Illustration [31] shows a mahogany bureau of the style known as “kettle” shape, owned by Charles R. Waters, Esq., of Salem. Desks and secretaries were occasionally made with the lower part in this style, and many modern pieces of Dutch marqueterie with kettle fronts are sold as antiques. But little marqueterie furniture was brought to this country in old times, and even among the descendants of Dutch families in New York State it is almost impossible to find any genuine old pieces of Dutch marqueterie.

Illus. 32.—Serpentine-front Bureau,
about 1770.

A bureau with serpentine front is shown in Illustration [32]. It is made in two sections, the upper part with four drawers being set into the moulding around the base in the same manner as the top part of a high-boy sets into the lower part. The bureau is owned by Charles Sibley, Esq., of Worcester.

The bureaus described so far all have the small single moulding upon the frame around the drawer. From the time when the designs of Shearer and Hepplewhite became fashionable, bureaus were made with a fine bead moulding upon the edge of the drawer itself or without any moulding.

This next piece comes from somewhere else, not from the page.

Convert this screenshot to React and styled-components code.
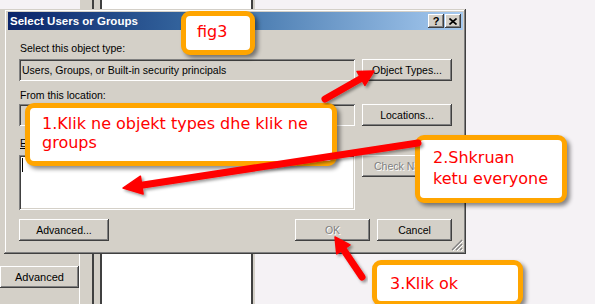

The serpentine-front bureau in Illustration [33] belongs to Mrs. Johnson-Hudson of Stratford, Connecticut. The corners are cut off so as to form the effect of a narrow pillar, which is, like the drawers and the bracket feet, inlaid with fine lines of holly. The bracket feet and the handles would indicate that this bureau was made before 1789.

Illus. 33.—Serpentine-front Bureau, about 1785.

A bureau of the finest Hepplewhite type is shown in Illustration [34], owned by Mrs. Charles H. Carroll of Worcester. The base has the French foot which was so much used by Hepplewhite, which is entirely different from Chippendale’s French foot. The curves of the lower edge, which are outlined with a line of holly, are unusually graceful; the knobs are brass.